From goal line technology to the Eurozone crisis to reality TV, we all have an opinion and enjoy healthy debate. Read the views from The Drum’s Midlands PR Agency of the Year Willoughby PR, an award winning traditional and digital PR agency working for clients across the UK.
At the end of last week, Facebook bought Instagram for $1bn (cash and stock). A fair wedge you’ll agree, but to induce further gobsmacking by way of illustration, that $1Bn could also buy the New York Times (NYT has 44m estimated online readers, many of whom pay for the pleasure – Instagram is free).
The Instagram app itself was launched in October 2010 and allows users to apply 17 filters to their pictures to give them a different feel before they are uploaded. The main result to date has been a plethora of photos shared online consisting of people doing any old crap with a vintage twist – it’s all the rage and the app is a huge mobile player. Clearly Facebook are keen for a slice of the social media a la mode action and, with photo-sharing pivotal to their original success, their latest acquisition is no surprise.

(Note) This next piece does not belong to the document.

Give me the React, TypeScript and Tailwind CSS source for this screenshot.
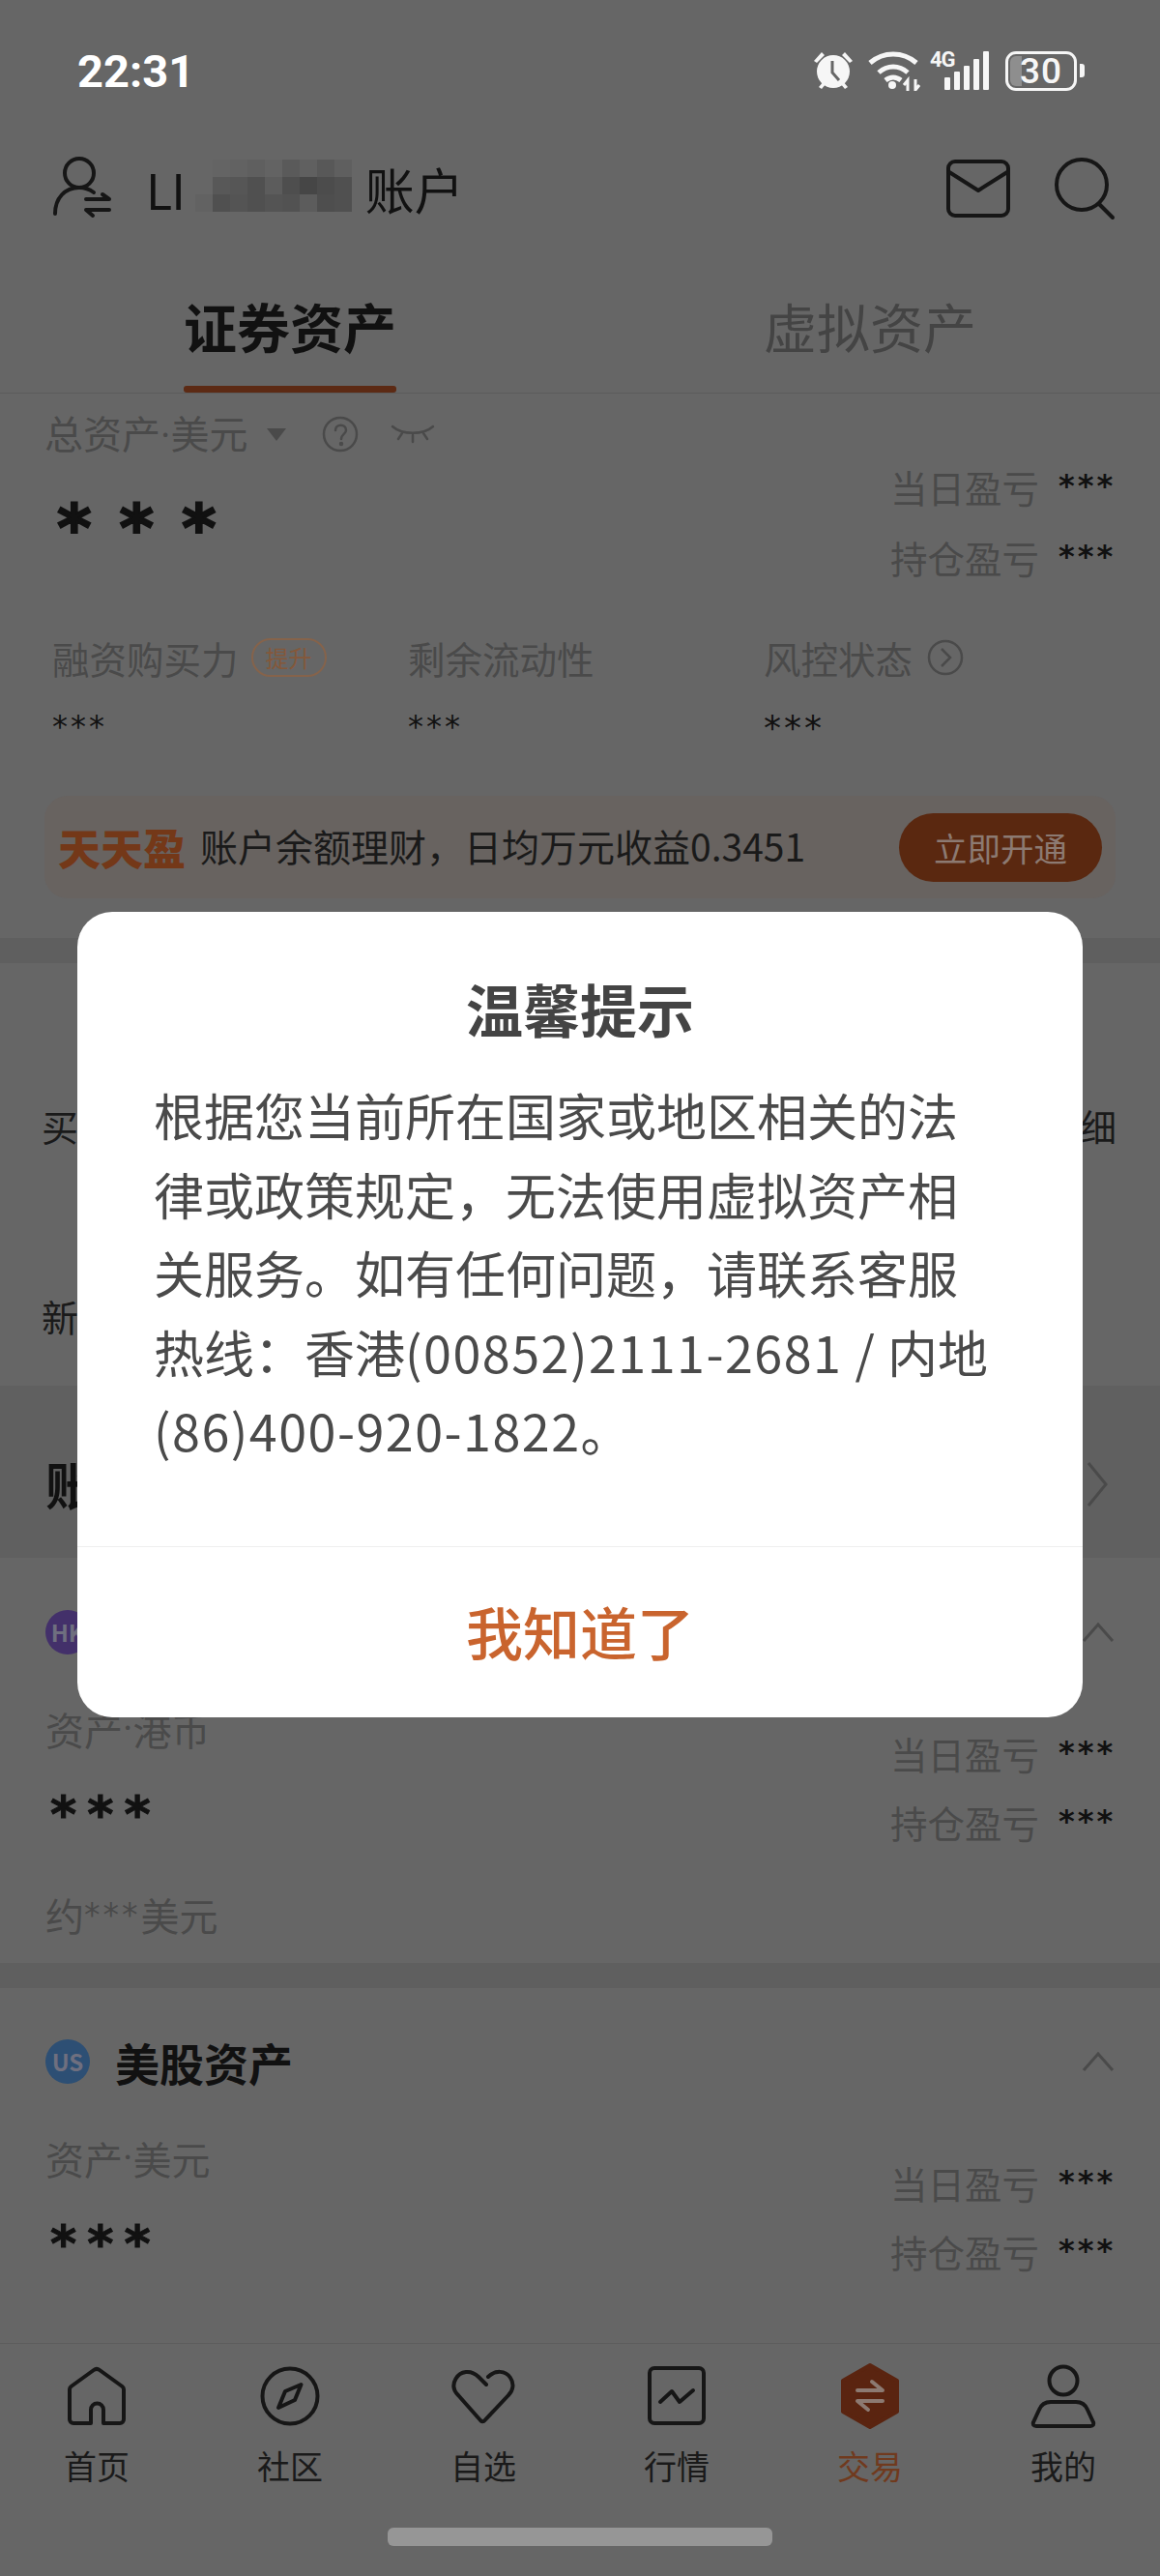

Further to this, the purchase price itself doesn’t really come as a shock. Last week’s deal effectively informed all of Wall Street that Facebook has the metaphorical cojones to pull off staggering seven figure deals. The fact that it comes just in time for next month’s likely IPO is no coincidence. However, the key question for digital marketing folk and the like (just as it was last year with the acquisition of Gowalla) is more to do with the functional changes that could take place with the take-over; what does this move mean for Instagram users?
Well, despite Facebook Chief Mark Zuckerberg saying on his profile page that Instagram would continue to work with rival social networks and grow independently of Facebook, there has still been a backlash from a rather vocal online community. The main bugbear being that Facebook will more than likely harvest the rich data from Instagram’s many users and sell them to the likes of you and me in the form of advertising - *rubs hands greedily.*
Certainly this is likely to be the case, and whilst the online vigilantes continue to revolt against the deal with the #instablack hashtag and calls to delete profiles, I doubt this movement is truly reflective of the app’s 25m users – a figure that will no doubt grow significantly after being rolled out for Android last week (in fact, I believe yesterday their had been 5 million downloads for Android so far). One commentator (@alexcwilliams) suggested that “If you delete your Instagram account, because Facebook bought them, you probably have a basement full of canned foods and flashlights.” Rather sweeping, but I feel inclined to agree.
The real de facto point for marketing and digital media pros to take note of is that Facebook has acquired an excellent application; images are essential to social media and this recent deal will only enrich the results that creative campaigns such as Tiffany’s True Love in Pictures and Levi’s casting ad campaign have already enjoyed.